La radicalisation, ce n’est pas seulement l’islamisme

Une vingtaine d’orateurs se sont succédés lors des échanges avec les intervenants, dans le cadre d’un débat intense. Lelia Hunziker (Suisse, SOC) a rappelé que les migrants restent trop souvent catalogués comme « étrangers » et mis à la marge, ce qui nuit à la cohésion sociale, tandis que Tracey Simpson-Laing (Royaume-Uni, SOC) s’est inquiétée d’une autre forme de radicalisation et d’intolérance, illustrée par l’inquiétante montée de l’extrême droite violente au Royaume-Uni. Roland Schäfer (Allemagne, SOC) a plaidé pour la mobilisation des pouvoirs locaux pour le dialogue interculturel et interreligieux, « sans lesquels il n’y aura pas de stabilité en Europe ». Harald Bergmann (Pays-Bas, GILD) a relevé « l’importance de la culture » pour instaurer  le dialogue et la tolérance, comme essaient de le faire les communes de son pays.

Gaye Doganoglu (Turquie, PPE/CCE) a souligné le danger d’un amalgame entre les terroristes et « les millions de musulmans pacifiques pour qui la religion signifie la paix et la fraternité ». Enfin, Lars O. Molin (Suède, PPE/CCE), est intervenu sur le thème de la liberté d’expression, et a déploré l’annulation, suite aux attentats de Paris, d’un festival de la caricature qui devait se tenir en Normandie  peu après : « tout élu local doit certes  protéger ses concitoyens, mais doit aussi garantir le droit aux débats et la liberté d’expression », a-t-il conclu.
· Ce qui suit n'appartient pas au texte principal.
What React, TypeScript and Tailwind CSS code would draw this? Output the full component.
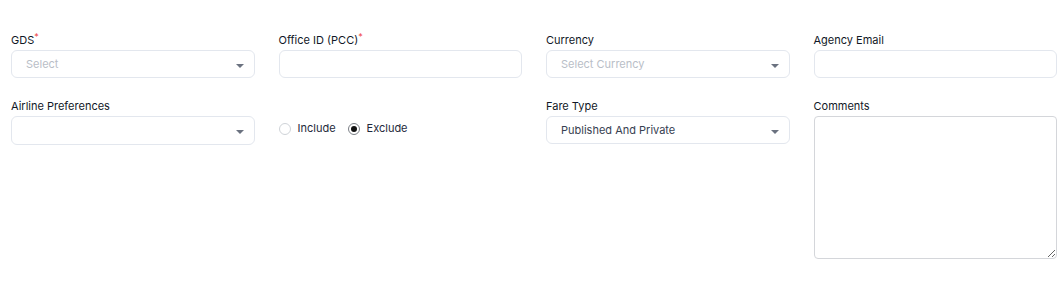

Les jeunes délégués du Congrès, qui ont participé au débat, ont rappelé leur volonté de vivre dans une société ouverte et tolérante, qui doit respecter les valeurs de tous. Pour eux, il faut être conscient qu’il n’y a pas qu’un seul extrémisme, mais un climat violent qu’il faut combattre par le dialogue et la lutte contre la marginalisation. Ils rappellent que « la liberté totale peut générer l’anarchie, et fixer par le respect des limites au discours, tout en rejetant la haine et la violence ».